Lethbridge Bulls
- Founded: 1999
- League: Western Canadian Baseball League
- Division: West Division
- Based in: Lethbridge
- Ballpark: Spitz Stadium
- Head coach: Chance Wheatley
- League titles: 2015, 2021
- Mascot: T-Bone

= Lethbridge Bulls =

The Lethbridge Bulls are a Summer college baseball team playing at Spitz Stadium in Lethbridge, Alberta. The team is a member of the Western Canadian Baseball League, a collegiate summer baseball league operating in the prairie provinces of Canada.

== History ==

The team was founded in 1999 by Doug Jones, mayor of the town of Oyen. Kevin Kvame has been the President and General Manager of the Bulls since 2005 and was the GM for the 3 preceding years as well. Kregg Snook became the current head coach in 2019. He was the team’s pitcher in 2014 and 2016.
The club played out of Henderson Stadium following the relocation of the Pioneer League franchise Lethbridge Mounties and Lethbridge Black Diamonds to Missoula in the fall of 1998 becoming the Missoula Osprey and then the Missoula PaddleHeads.

==Honours==
- WCBL
Champions (2): 2015, 2021

== Current ==

The Bulls have won the Western Division title on 4 occasions and the League Championship twice, in 2015 and in the 2021 shortened season due to COVID-19. They have been 1st overall in the regular season of the WMBL on 3 occasions.

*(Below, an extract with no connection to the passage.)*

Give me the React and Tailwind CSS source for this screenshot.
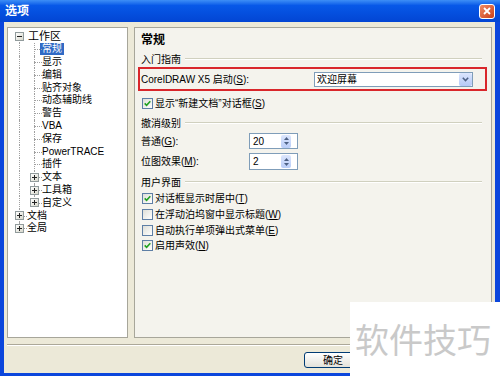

== 2011 Highway Shooting ==

In 2011, two players from the Lethbridge Bulls (20-year old Mitch Maclean and 22-year-old Tanner Craswell) from Prince Edward Island lost their lives due to a triple murder-suicide along the Alberta Highway 2 near Claresholm Alberta. It has since been referred to as the “Claresholm highway shooting”.